We talk a lot about food here– recipes, ingredients, regional cuisine– but one thing that’s as important to your cooking as any ingredient is your kitchenware. High quality cookware, appliances, knives and utensils can make or break your food! So without further ado, here are Five Tips for Buying Kitchenware, from knives to appliances:
- Don’t Cheap Out: Many people are inclined to buy cheap cookware when they are first getting started with cooking for themselves. This is a BIG mistake! Why? Well, if you buy good cookware or knives, they will last forever and you may even pass them on to your kids. Knives in particular are a great example of this–even cheap ones will last a long time, but you’ll have to deal with constantly resharpening and they’ll never be as good as a set of good knives. Rather than spending $100 on a full set of cheap knives, invest in one or two quality blades like Wusthof. Can’t beat the Germans for quality!

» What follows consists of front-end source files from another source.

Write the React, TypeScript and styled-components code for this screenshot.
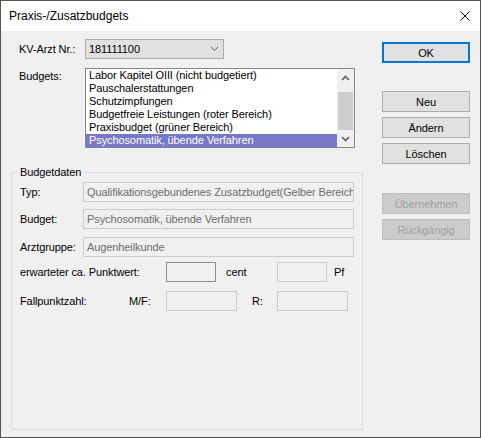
import React from 'react'
import styled, { createGlobalStyle } from 'styled-components'

const GlobalStyle = createGlobalStyle`
    html, body {
        margin: 0;
        padding: 0;
        background: #f0f0f0;
    }
    body {
        font-family: "Liberation Sans", Arial, sans-serif;
        font-size: 11px;
    }
`

const StyledWindow = styled.div`
    width: 481px;
    height: 438px;
    box-sizing: border-box;
    border: 1px solid #555555;
    background: #f0f0f0;
    display: flex;
    flex-direction: column;
    color: #000;
    letter-spacing: -0.1px;
`

const StyledTitleBar = styled.div`
    height: 30px;
    flex-shrink: 0;
    background: #ffffff;
    display: flex;
    align-items: center;
    justify-content: space-between;
    padding: 0 10px 0 8px;
`

const StyledTitle = styled.div`
    font-size: 12px;
    letter-spacing: 0;
`

const StyledBody = styled.div`
    flex: 1;
    display: flex;
    min-height: 0;
`

const StyledLeftPane = styled.div`
    width: 362px;
    box-sizing: border-box;
    display: flex;
    flex-direction: column;
    padding: 8px 0 7px 0;
`

const StyledRow = styled.div<{ top?: number }>`
    display: flex;
    align-items: flex-start;
    padding-left: 18px;
    margin-top: ${props => props.top || 0}px;
`

const StyledLabel = styled.div<{ width: number, pad?: number }>`
    width: ${props => props.width}px;
    flex-shrink: 0;
    line-height: 13px;
    padding-top: ${props => props.pad || 0}px;
    white-space: nowrap;
`

const StyledCombo = styled.div`
    width: 139px;
    height: 20px;
    box-sizing: border-box;
    border: 1px solid #adadad;
    background: #e1e1e1;
    display: flex;
    align-items: center;
    justify-content: space-between;
    padding: 0 4px 0 3px;
`

const StyledListBox = styled.div`
    width: 270px;
    height: 80px;
    box-sizing: border-box;
    border: 1px solid #828790;
    background: #ffffff;
    display: flex;
`

const StyledItems = styled.div`
    flex: 1;
    display: flex;
    flex-direction: column;
    overflow: hidden;
`

const StyledItem = styled.div<{ selected?: boolean }>`
    height: 13px;
    line-height: 13px;
    padding-left: 3px;
    white-space: nowrap;
    ${props => props.selected && `
        background: #7878c8;
        color: #ffffff;
    `}
`

const StyledScrollBar = styled.div`
    width: 17px;
    background: #f0f0f0;
    display: flex;
    flex-direction: column;
`

const StyledScrollArrow = styled.div`
    height: 17px;
    display: flex;
    align-items: center;
    justify-content: center;
`

const StyledTrack = styled.div`
    flex: 1;
    display: flex;
    flex-direction: column;
    justify-content: flex-end;
`

const StyledThumb = styled.div`
    height: 38px;
    margin: 0 1px;
    background: #cdcdcd;
`

const StyledGroup = styled.fieldset`
    margin: 18px 0 0 10px;
    width: 352px;
    box-sizing: border-box;
    border: 1px solid #dcdcdc;
    padding: 0 8px;
    flex: 1;
    min-width: 0;
`

const StyledLegend = styled.legend`
    padding: 0 3px;
    margin-left: -3px;
    line-height: 13px;
`

const StyledGroupRow = styled.div<{ top: number }>`
    display: flex;
    align-items: center;
    margin-top: ${props => props.top}px;
`

const StyledGroupLabel = styled.div<{ width: number, gap?: number }>`
    width: ${props => props.width}px;
    margin-left: ${props => props.gap || 0}px;
    flex-shrink: 0;
    white-space: nowrap;
`

const StyledField = styled.div<{ width: number, strong?: boolean }>`
    width: ${props => props.width}px;
    height: 20px;
    flex-shrink: 0;
    box-sizing: border-box;
    border: 1px solid ${props => props.strong ? '#8f8f8f' : '#cccccc'};
    background: #f0f0f0;
    color: #6d6d6d;
    padding-left: 3px;
    line-height: 18px;
    white-space: nowrap;
    overflow: hidden;
`

const StyledButtonColumn = styled.div`
    margin-left: 19px;
    padding-top: 11px;
    display: flex;
    flex-direction: column;
`

const StyledButton = styled.button<{ top?: number, primary?: boolean }>`
    width: 88px;
    height: 21px;
    box-sizing: border-box;
    margin: ${props => props.top || 0}px 0 0 0;
    padding: 0;
    border: 1px solid #adadad;
    background: #e1e1e1;
    font-family: inherit;
    font-size: 11px;
    letter-spacing: -0.1px;
    color: #000;

    ${props => props.primary && `
        border: 2px solid #0078d7;
    `}

    &:disabled {
        background: #cccccc;
        border-color: #bfbfbf;
        color: #a0a0a0;
    }
`

const budgets = [
    'Labor Kapitel OIII (nicht budgetiert)',
    'Pauschalerstattungen',
    'Schutzimpfungen',
    'Budgetfreie Leistungen (roter Bereich)',
    'Praxisbudget (grüner Bereich)',
    'Psychosomatik, übende Verfahren',
]

const Chevron = ({ up, color, width }: { up?: boolean, color: string, width: number }) => (
    <svg width="9" height="6" viewBox="0 0 9 6">
        <polyline
            points={up ? '1,5 4.5,1.5 8,5' : '1,1 4.5,4.5 8,1'}
            fill="none"
            stroke={color}
            strokeWidth={width}
        />
    </svg>
)

const App = () => {
    return (<>
        <GlobalStyle />
        <StyledWindow>
            <StyledTitleBar>
                <StyledTitle>Praxis-/Zusatzbudgets</StyledTitle>
                <svg width="10" height="10" viewBox="0 0 10 10">
                    <path d="M0.5,0.5 L9.5,9.5 M9.5,0.5 L0.5,9.5" stroke="#000" strokeWidth="1" />
                </svg>
            </StyledTitleBar>

            <StyledBody>
                <StyledLeftPane>
                    <StyledRow>
                        <StyledLabel width={66} pad={4}>KV-Arzt Nr.:</StyledLabel>
                        <StyledCombo>
                            <span>181111100</span>
                            <Chevron color="#5a5a5a" width={1} />
                        </StyledCombo>
                    </StyledRow>

                    <StyledRow top={9}>
                        <StyledLabel width={66} pad={2}>Budgets:</StyledLabel>
                        <StyledListBox>
                            <StyledItems>
                                {
                                    budgets.map((b, i) => (
                                        <StyledItem key={b} selected={i === budgets.length - 1}>{b}</StyledItem>
                                    ))
                                }
                            </StyledItems>
                            <StyledScrollBar>
                                <StyledScrollArrow><Chevron up color="#606060" width={1.6} /></StyledScrollArrow>
                                <StyledTrack><StyledThumb /></StyledTrack>
                                <StyledScrollArrow><Chevron color="#606060" width={1.6} /></StyledScrollArrow>
                            </StyledScrollBar>
                        </StyledListBox>
                    </StyledRow>

                    <StyledGroup>
                        <StyledLegend>Budgetdaten</StyledLegend>
                        <StyledGroupRow top={3}>
                            <StyledGroupLabel width={63}>Typ:</StyledGroupLabel>
                            <StyledField width={271}>Qualifikationsgebundenes Zusatzbudget(Gelber Bereich)</StyledField>
                        </StyledGroupRow>
                        <StyledGroupRow top={7}>
                            <StyledGroupLabel width={63}>Budget:</StyledGroupLabel>
                            <StyledField width={271}>Psychosomatik, übende Verfahren</StyledField>
                        </StyledGroupRow>
                        <StyledGroupRow top={8}>
                            <StyledGroupLabel width={63}>Arztgruppe:</StyledGroupLabel>
                            <StyledField width={271}>Augenheilkunde</StyledField>
                        </StyledGroupRow>
                        <StyledGroupRow top={5}>
                            <StyledGroupLabel width={146}>erwarteter ca. Punktwert:</StyledGroupLabel>
                            <StyledField width={50} strong />
                            <StyledGroupLabel width={51} gap={10}>cent</StyledGroupLabel>
                            <StyledField width={50} />
                            <StyledGroupLabel width={20} gap={7}>Pf</StyledGroupLabel>
                        </StyledGroupRow>
                        <StyledGroupRow top={9}>
                            <StyledGroupLabel width={109}>Fallpunktzahl:</StyledGroupLabel>
                            <StyledGroupLabel width={37}>M/F:</StyledGroupLabel>
                            <StyledField width={71} />
                            <StyledGroupLabel width={25} gap={15}>R:</StyledGroupLabel>
                            <StyledField width={71} />
                        </StyledGroupRow>
                    </StyledGroup>
                </StyledLeftPane>

                <StyledButtonColumn>
                    <StyledButton primary>OK</StyledButton>
                    <StyledButton top={28}>Neu</StyledButton>
                    <StyledButton top={5}>Ändern</StyledButton>
                    <StyledButton top={5}>Löschen</StyledButton>
                    <StyledButton top={29} disabled>Übernehmen</StyledButton>
                    <StyledButton top={5} disabled>Rückgängig</StyledButton>
                </StyledButtonColumn>
            </StyledBody>
        </StyledWindow>
    </>)
}

export default App
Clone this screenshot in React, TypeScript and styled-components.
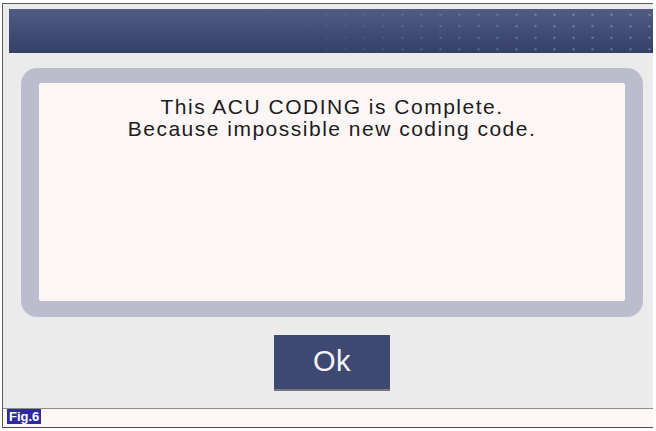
import styled, { createGlobalStyle } from "styled-components"

const GlobalStyle = createGlobalStyle`
  html, body {
    margin: 0;
    padding: 0;
    background: #ffffff;
  }
  body {
    font-family: "Liberation Sans", Arial, sans-serif;
  }
`

const Screen = styled.div`
  margin: 3px 0 0 2px;
  width: 650px;
  border-top: 1px solid #5c5c5c;
  border-left: 1px solid #5c5c5c;
  border-bottom: 1px solid #4a4a4a;
  background: #fff6f6;
`

const Panel = styled.div`
  height: 405px;
  box-sizing: border-box;
  padding: 5px 0 0 6px;
  background: #ebebeb;
  border-bottom: 1px solid #8c8c8c;
  display: flex;
  flex-direction: column;
`

const TitleBar = styled.div`
  position: relative;
  height: 44px;
  background: linear-gradient(180deg, #505c83 0%, #414c75 55%, #353f68 100%);
  overflow: hidden;

  &::after {
    content: "";
    position: absolute;
    inset: 0;
    background-image: radial-gradient(circle, rgba(180, 190, 215, 0.45) 0.9px, transparent 1.4px);
    background-size: 19px 11.5px;
    background-position: 4px 0px;
    -webkit-mask-image: linear-gradient(90deg, transparent 40%, #000 85%);
    mask-image: linear-gradient(90deg, transparent 40%, #000 85%);
  }
`

const Body = styled.div`
  margin: 15px 0 0 12px;
  width: 622px;
  display: flex;
  flex-direction: column;
  align-items: center;
`

const Frame = styled.div`
  width: 100%;
  height: 249px;
  box-sizing: border-box;
  padding: 15px 18px 16px 18px;
  border-radius: 16px;
  background: #bbbdcc;
`

const Message = styled.div`
  height: 100%;
  box-sizing: border-box;
  padding-top: 13px;
  border-radius: 2px;
  background: #fdf6f6;
  color: #1c1c1c;
  font-family: "Liberation Sans", Arial, sans-serif;
  font-size: 21px;
  line-height: 22px;
  letter-spacing: 1.5px;
  text-align: center;
`

const Line = styled.div`
  white-space: nowrap;
`

const OkButton = styled.button`
  margin-top: 18px;
  width: 116px;
  height: 56px;
  padding: 0 0 2px;
  border: none;
  border-bottom: 2px solid #77777b;
  background: #3e4971;
  color: #f4f4f8;
  font-family: "Liberation Sans", Arial, sans-serif;
  font-size: 29px;
  font-weight: 500;
  letter-spacing: 0.5px;
  cursor: pointer;
`

const Footer = styled.div`
  height: 18px;
  padding-left: 4px;
  display: flex;
  align-items: flex-start;
`

const FigLabel = styled.span`
  display: inline-block;
  height: 15px;
  padding: 0 2px;
  background: #2c2ca0;
  color: #ffffff;
  font-family: "Liberation Sans", Arial, sans-serif;
  font-weight: 700;
  font-size: 13px;
  line-height: 15px;
`

export default function App() {
  return (
    <>
      <GlobalStyle />
      <Screen>
        <Panel>
          <TitleBar />
          <Body>
            <Frame>
              <Message>
                <Line>This ACU CODING is Complete.</Line>
                <Line>Because impossible new coding code.</Line>
              </Message>
            </Frame>
            <OkButton>Ok</OkButton>
          </Body>
        </Panel>
        <Footer>
          <FigLabel>Fig.6</FigLabel>
        </Footer>
      </Screen>
    </>
  )
}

- Buy Brands with a Rep: For example, Kitchenaid mixers are a kitchen staple– your mom probably has one. They’re awesome, and if you follow directive #1, you will get a mixer that you may not replace for decades.
- Heavy is Good: I’ve found that all the best things in my kitchen are heavy: cast iron pans, ceramic baking dishes, solid wood cutting boards, quality knives. Light stuff doesn’t last, and it tends to transmit heat unevenly when you’re talking about cookware. For bowls and cutting boards, heavy ones stay where you put them, while light ones slide around.
- No Gimmicks: Alton Brown has a fabulous cooking show, and one of the things he does regularly is talk about “uni-tasker” appliances and how useless they are. Avoid buying things that do only one thing, and avoid buying things with a silly gimmick. If you buy good basics, you won’t need the gimmicks! They’re typically overpriced and break easily, too.
- Think About the Sink: No matter what you buy, you ARE going to have to wash it. It’s always good to consider how hard things are to wash when you’re making a purchase. Fold-flat whisks are not only easy to store, they’re also easy to wash– a great combination. Non-stick can be great, but when you really make a mess of them, you can’t use harsh scrubbers to clean them up (if you’re going to buy non-stick, follow directive #1 and buy the metal-coated ones. It’s worth it). My cast iron pans, when properly oiled after washing, are nearly as non-stick as actual non-stick items. I just run hot water into them until the pan itself is warm, then wipe off with a scrubby sponge.
I hope these tips for buying better kitchenware, knives, cookware, etc. have inspired you to invest in a few top-notch items for your kitchen. If you have any other tips for buying good knives and kitchenware, please share them in the comments!